Agreement, except for the right of the Disclosing Party to apply to any court of a competent
jurisdiction, as set forth in Section 9.


11. Entire Agreement. This Agreement constitutes the entire agreement with respect to the
Confidential Information disclosed herein for the Purpose and supersedes all prior or
contemporaneous oral or written agreements concerning such Confidential Information. This
Agreement may not be amended except by the written agreement signed by authorized
representatives of both Parties.


12. Severability. In the event of invalidity of any provision of this Agreement, the parties agree
that such invalidity shall not affect the validity of the remaining portions of this Agreement, and
further agree to substitute for such invalid provision a valid provision which most closely
approximates the intent and economic effect of the invalid provision.


13. No Waiver. Any failure by either Party to enforce strict performance by the other Party of
any provision herein shall not constitute a waiver of the right to subsequently enforce such
provision or any other provision of this Agreement.

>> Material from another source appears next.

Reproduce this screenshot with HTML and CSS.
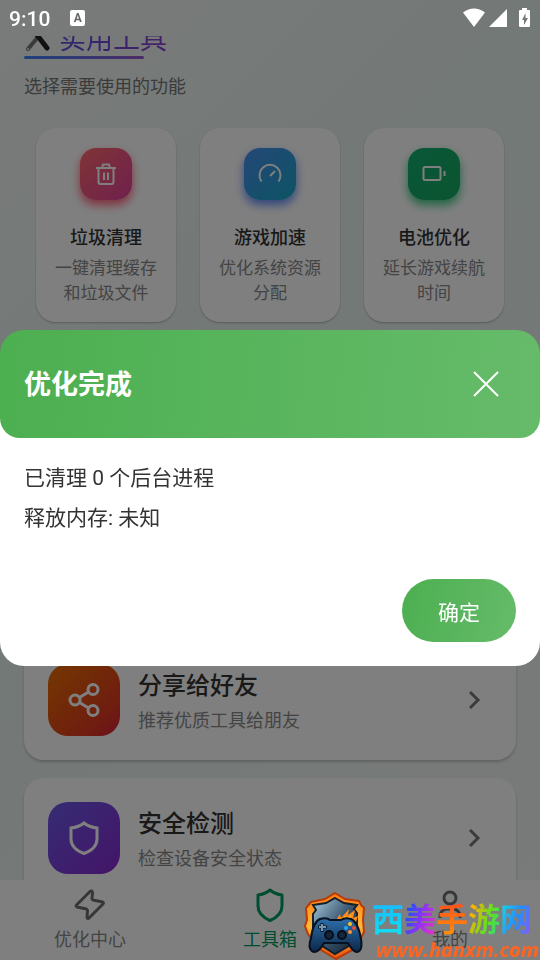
FILE: index.html
```html
<!DOCTYPE html>
<html lang="zh-CN">
<head>
    <meta charset="UTF-8">
    <meta name="viewport" content="width=device-width, initial-scale=1.0">
    <title>工具箱</title>
    <link rel="stylesheet" href="styles.css">
</head>
<body>

    <div class="app">
        <main class="content">
            <header class="page-header">
                <h1>
                    <svg class="title-icon" viewBox="0 0 27 27">
                        <path d="M4 23 L14 11" stroke="#777" stroke-width="4" stroke-linecap="round"/>
                        <path d="M13 9 L23 22" stroke="#222" stroke-width="5" stroke-linecap="round"/>
                        <circle cx="4" cy="23" r="1" fill="#eee" stroke="none"/>
                    </svg>
                    <span class="title-text">实用工具</span>
                </h1>
                <p>选择需要使用的功能</p>
            </header>

            <section class="tool-grid">
                <a href="#" class="tool-card">
                    <span class="tool-icon red">
                        <svg viewBox="0 0 24 24"><path d="M2 6h20M8 6l1-3.500h6L16 6M4.500 6v14a2 2 0 0 0 2 2h11a2 2 0 0 0 2-2V6M10 10.500v7.500M14 10.500v7.500"/></svg>
                    </span>
                    <strong>垃圾清理</strong>
                    <span class="desc">一键清理缓存和垃圾文件</span>
                </a>
                <a href="#" class="tool-card">
                    <span class="tool-icon blue">
                        <svg viewBox="0 0 24 24"><path d="M3.500 19.500a10.500 10.500 0 1 1 17 0M12 14l5-5"/></svg>
                    </span>
                    <strong>游戏加速</strong>
                    <span class="desc">优化系统资源分配</span>
                </a>
                <a href="#" class="tool-card">
                    <span class="tool-icon green">
                        <svg viewBox="0 0 24 24"><rect x="1.500" y="5" width="17" height="13" rx="1.500"/><path d="M22.500 9v5"/></svg>
                    </span>
                    <strong>电池优化</strong>
                    <span class="desc">延长游戏续航时间</span>
                </a>
            </section>

            <section class="feature-list">
                <a href="#" class="feature-card">
                    <span class="feature-icon orange">
                        <svg viewBox="0 0 36 36"><circle cx="9" cy="18" r="5"/><circle cx="27" cy="7.500" r="5"/><circle cx="27" cy="28.500" r="5"/><path d="M13.500 15.500l9-5.500M13.500 20.500l9 5.500"/></svg>
                    </span>
                    <span class="feature-text">
                        <strong>分享给好友</strong>
                        <span>推荐优质工具给朋友</span>
                    </span>
                    <svg class="chevron" viewBox="0 0 36 36"><path d="M14 10l8 8-8 8"/></svg>
                </a>
                <a href="#" class="feature-card">
                    <span class="feature-icon purple">
                        <svg viewBox="0 0 36 36"><path d="M18 3c3.500 3 8 4.500 13 5v11c0 7-5 11.500-13 14.500C10 30.500 5 26 5 19V8c5-.5 9.500-2 13-5z"/></svg>
                    </span>
                    <span class="feature-text">
                        <strong>安全检测</strong>
                        <span>检查设备安全状态</span>
                    </span>
                    <svg class="chevron" viewBox="0 0 36 36"><path d="M14 10l8 8-8 8"/></svg>
                </a>
            </section>
        </main>

        <nav class="tab-bar">
            <a href="#">
                <svg viewBox="0 0 36 36"><path d="M18 4.500L4.500 18q-1 1.500.500 2l9.500 2q1 .5 1 1.500l-.5 7q.5 2 2 .5L31 17q1-1.500-.5-2l-9.500-2q-1-.5-1-1.500l.5-6q-.5-2.500-2.500-1z"/></svg>
                <span>优化中心</span>
            </a>
            <a href="#" class="active">
                <svg viewBox="0 0 36 36"><path d="M18 3c3.500 3 8 4.500 12 5v11c0 7-5 11.500-12 14.500C11 30.500 6 26 6 19V8c4-.5 8.500-2 12-5z"/></svg>
                <span>工具箱</span>
            </a>
            <a href="#">
                <svg viewBox="0 0 36 36"><circle cx="18" cy="11" r="6"/><path d="M8 31v-2a7 7 0 0 1 7-7h6a7 7 0 0 1 7 7v2"/></svg>
                <span>我的</span>
            </a>
        </nav>
    </div>

    <div class="overlay">
        <div class="modal" role="dialog" aria-labelledby="modal-title">
            <div class="modal-header">
                <h2 id="modal-title">优化完成</h2>
                <button class="close-btn" aria-label="关闭">
                    <svg viewBox="0 0 36 36"><path d="M6 6l24 24M30 6L6 30"/></svg>
                </button>
            </div>
            <div class="modal-body">
                <p>已清理 0 个后台进程</p>
                <p>释放内存: 未知</p>
            </div>
            <div class="modal-footer">
                <button class="ok-btn">确定</button>
            </div>
        </div>
    </div>

    <div class="status-bar">
        <span class="time">9:10</span>
        <span class="badge">A</span>
        <svg class="status-icons" viewBox="0 0 68 20">
            <path d="M0 4.500Q11-3.500 22 4.500L11 19z"/>
            <path d="M44 1v18H26z"/>
            <path fill-rule="evenodd" d="M59 0h5v2h2q1 0 1 1v15q0 1-1 1h-9q-1 0-1-1V3q0-1 1-1h2zM62.500 5l-3.500 7h2v5l4-7h-2.500z"/>
        </svg>
    </div>

    <div class="watermark">
        <svg class="shield" viewBox="0 0 62 68">
            <defs>
                <linearGradient id="fire" x1="0" y1="0" x2="0" y2="1">
                    <stop offset="0" stop-color="#ff7a0c"/>
                    <stop offset=".5" stop-color="#ffb83c"/>
                    <stop offset="1" stop-color="#e8540c"/>
                </linearGradient>
                <linearGradient id="steel" x1="0" y1="0" x2="1" y2="1">
                    <stop offset="0" stop-color="#a9cbe0"/>
                    <stop offset=".5" stop-color="#3b5870"/>
                    <stop offset="1" stop-color="#0c1a2b"/>
                </linearGradient>
                <linearGradient id="pad" x1="0" y1="0" x2="0" y2="1">
                    <stop offset="0" stop-color="#2d70ac"/>
                    <stop offset="1" stop-color="#0c2748"/>
                </linearGradient>
            </defs>
            <path d="M31 1l10 6 14 2 2 4 3 3-1 12 1 12-8 16-20 11-18-11L4 42 1 34l2-6-1-12 5-6 14-3z" fill="url(#fire)" stroke="#b83b0a"/>
            <path d="M31 6l9 5 13 2-3 4 3 4v20l-5 11-17 10-16-10-6-12V22l3-4-3-5 13-2z" fill="url(#steel)" stroke="#17202c" stroke-width="2"/>
            <path d="M31 30l5-8 1 4 8-9-1 6 7-5-2 8 5-2-4 12-20 2z" fill="#ff8a14"/>
            <path d="M37 30l4-6 1 4 5-5-2 8-8 3z" fill="#ffd45a"/>
            <path d="M16 27q7-2 10 1h11q4-3 10-1 7 3 10 20 2 12-4 13-4 0-9-9H20q-5 9-10 9-7-2-3-14 2-16 9-19z" fill="url(#pad)" stroke="#07111f" stroke-width="2"/>
            <path d="M18 31v9M14 35h9" stroke="#0a1728" stroke-width="3"/>
            <path d="M18 32v7M15 35h7" stroke="#7895ad"/>
            <circle cx="25" cy="43" r="4" fill="#16263a" stroke="#070e18"/>
            <circle cx="38" cy="43" r="4" fill="#16263a" stroke="#070e18"/>
            <circle cx="46" cy="32" r="2" fill="#ffc21d"/>
            <circle cx="42" cy="36" r="2" fill="#26a6f0"/>
            <circle cx="50" cy="36" r="2" fill="#f04a30"/>
            <circle cx="46" cy="40" r="2" fill="#ff922a"/>
        </svg>
        <div class="watermark-text">
            <div class="site-name"><span class="c1">西</span><span class="c2">美</span><span class="c3">手</span><span class="c4">游</span><span class="c5">网</span></div>
            <div class="site-url">www.hanxm.com</div>
        </div>
    </div>

</body>
</html>
```

FILE: styles.css
```css
* {
    box-sizing: border-box;
}
body {
    font-family: Roboto, "Noto Sans CJK SC", sans-serif;
    margin: 0;
    height: 100vh;
    overflow: hidden;
    color: #333;
}
h1, h2, p {
    margin: 0;
}
a {
    color: inherit;
    text-decoration: none;
}
button {
    border: none;
    font-family: inherit;
    cursor: pointer;
}
svg {
    flex: none;
    fill: none;
    stroke: currentColor;
    stroke-width: 2;
}
.app {
    height: 100%;
    padding-top: 36px;
    display: flex;
    flex-direction: column;
    background: linear-gradient(135deg, #f2f6f4, #e6f2ee 40%, #f2f6f4);
}

/* content, scrolled a little under the status bar */
.content {
    flex: 1;
    min-height: 0;
    overflow: hidden;
    padding: 0 24px;
}
.page-header {
    margin-top: -16px;
}
.page-header h1 {
    display: flex;
    align-items: center;
    gap: 8px;
    height: 39px;
    font-size: 27px;
    line-height: 40px;
    position: relative;
}
.page-header h1::after {
    content: "";
    position: absolute;
    left: 0;
    bottom: 0;
    width: 120px;
    height: 3px;
    border-radius: 2px;
    background: linear-gradient(90deg, #3b82f6, #9b59d0);
}
.title-icon {
    width: 27px;
    height: 27px;
}
.title-text {
    font-weight: 400;
    background: linear-gradient(90deg, #5b50e0, #8b3fd0);
    -webkit-background-clip: text;
    background-clip: text;
    color: transparent;
}
.page-header p {
    margin-top: 15px;
    font-size: 18px;
    line-height: 26px;
    color: #777;
}

.tool-grid {
    display: grid;
    grid-template-columns: repeat(3, 1fr);
    gap: 24px;
    margin: 28px 12px 0;
}
.tool-card {
    display: flex;
    flex-direction: column;
    align-items: center;
    padding: 20px 16px 16px;
    background: #fff;
    border-radius: 20px;
    box-shadow: 0 1px 2px rgba(0, 0, 0, 0.25);
    text-align: center;
}
.tool-icon {
    display: flex;
    align-items: center;
    justify-content: center;
    width: 52px;
    height: 52px;
    border-radius: 16px;
    color: #fff;
}
.tool-icon svg {
    width: 24px;
    height: 24px;
}
.red {
    background: linear-gradient(135deg, #ff6b6b, #e0409a);
    box-shadow: 0 5px 10px rgba(255, 60, 90, 0.8);
}
.blue {
    background: linear-gradient(135deg, #4a8ff0, #18a8c8);
    box-shadow: 0 5px 10px rgba(59, 110, 246, 0.8);
}
.green {
    background: linear-gradient(135deg, #10b070, #18a860);
    box-shadow: 0 5px 10px rgba(16, 185, 100, 0.8);
}
.tool-card strong {
    margin-top: 25px;
    font-size: 18px;
    line-height: 26px;
    font-weight: 500;
}
.tool-card .desc {
    margin-top: 5px;
    font-size: 17px;
    line-height: 25px;
    color: #888;
}

.feature-list {
    display: flex;
    flex-direction: column;
    gap: 18px;
    margin-top: 318px;
}
.feature-card {
    display: flex;
    align-items: center;
    gap: 18px;
    padding: 24px;
    background: #fff;
    border-radius: 20px;
    box-shadow: 0 2px 3px rgba(0, 0, 0, 0.2);
}
.feature-icon {
    display: flex;
    align-items: center;
    justify-content: center;
    width: 72px;
    height: 72px;
    border-radius: 20px;
    color: #fff;
}
.feature-icon svg {
    width: 36px;
    height: 36px;
    stroke-width: 3;
}
.orange {
    background: linear-gradient(135deg, #e87000, #e03a20 75%, #d82040);
}
.purple {
    background: linear-gradient(135deg, #6a5ae8, #8a28d0);
}
.feature-text {
    flex: 1;
    display: flex;
    flex-direction: column;
    padding-top: 2px;
    font-size: 18px;
    line-height: 26px;
    color: #888;
}
.feature-text strong {
    font-size: 24px;
    line-height: 36px;
    font-weight: 500;
    color: #333;
    margin-bottom: 4px;
}
.chevron {
    width: 36px;
    height: 36px;
    stroke-width: 3;
    color: #777;
}

.tab-bar {
    display: grid;
    grid-template-columns: repeat(3, 1fr);
    background: #fff;
    padding: 7px 0;
    font-size: 18px;
    line-height: 26px;
    color: #888;
}
.tab-bar a {
    display: flex;
    flex-direction: column;
    align-items: center;
    gap: 4px;
}
.tab-bar svg {
    width: 36px;
    height: 36px;
    stroke-width: 3;
    stroke-linejoin: round;
    color: #6b6e72;
}
.tab-bar .active,
.tab-bar .active svg {
    color: #009a60;
}

/* dialog */
.overlay {
    position: fixed;
    inset: 0;
    padding-top: 36px;
    display: flex;
    align-items: center;
    background: rgba(0, 0, 0, 0.5);
}
.modal {
    width: 100%;
    background: linear-gradient(transparent 48px, #fff 48px);
    border-radius: 24px;
}
.modal-header {
    display: flex;
    align-items: center;
    justify-content: space-between;
    padding: 24px;
    border-radius: 24px 24px 20px 20px;
    background: linear-gradient(95deg, #4caf50, #66bb6a);
    color: #fff;
}
.modal-header h2 {
    padding-top: 2px;
    font-size: 27px;
    line-height: 40px;
    font-weight: 700;
}
.close-btn {
    display: flex;
    align-items: center;
    justify-content: center;
    width: 60px;
    height: 60px;
    padding: 0;
    background: none;
    color: #fff;
}
.close-btn svg {
    width: 36px;
    height: 36px;
}
.modal-body {
    padding: 20px 24px 41px;
    font-size: 21px;
    line-height: 40px;
}
.modal-footer {
    display: flex;
    justify-content: flex-end;
    padding: 0 24px 24px;
}
.ok-btn {
    width: 114px;
    height: 63px;
    border-radius: 32px;
    background: linear-gradient(105deg, #4caf50, #66bb6a);
    color: #fff;
    font-size: 21px;
}

.status-bar {
    position: fixed;
    top: 0;
    left: 0;
    right: 0;
    height: 36px;
    display: flex;
    align-items: center;
    padding: 0 9px;
    color: #fff;
}
.time {
    font-size: 21px;
    line-height: 24px;
    padding-top: 2px;
    font-weight: 500;
}
.badge {
    width: 15px;
    height: 16px;
    margin-left: 20px;
    border-radius: 2px;
    background: #fff;
    color: #666;
    font-size: 12px;
    font-weight: 700;
    line-height: 16px;
    text-align: center;
}
.status-icons {
    width: 68px;
    height: 20px;
    margin-left: auto;
    fill: #fff;
    stroke: none;
}

/* site mark over the tab bar */
.watermark {
    position: fixed;
    right: 0;
    bottom: 0;
    display: flex;
    align-items: flex-start;
    gap: 6px;
    width: 236px;
    height: 68px;
}
.shield {
    width: 62px;
    height: 68px;
    stroke: none;
}
.watermark-text {
    padding-top: 8px;
}
.site-name {
    display: flex;
    font-size: 32px;
    line-height: 40px;
    font-weight: 700;
}
.site-name span {
    -webkit-background-clip: text;
    background-clip: text;
    color: transparent;
}
.c1 { background-image: linear-gradient(#19b8ff, #10e4ee); }
.c2 { background-image: linear-gradient(110deg, #2a4cff 20%, #9c30f0 55%, #ff30c0); }
.c3 { background-image: linear-gradient(#ff4a20, #ff9a00); }
.c4 { background-image: linear-gradient(110deg, #ffb000 15%, #60e020 60%, #20d8a0); }
.c5 { background-image: linear-gradient(110deg, #18e0e0, #2090ff 50%, #9a50f8); }
.site-url {
    padding-left: 4px;
    font-family: "Open Sans", sans-serif;
    font-size: 20px;
    line-height: 20px;
    font-weight: 700;
    font-style: italic;
    color: #ff6420;
}
```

14. Assignment. This Agreement shall not be assignable by either Party without the prior
written consent of the other Party; provided however, that a Party may assign this Agreement to
its affiliates and/or successor in interest as a result of a merger or acquisition of all or
substantially all of a Party’s assets or voting rights and any purported assignment not permitted
hereunder shall be construed null and void.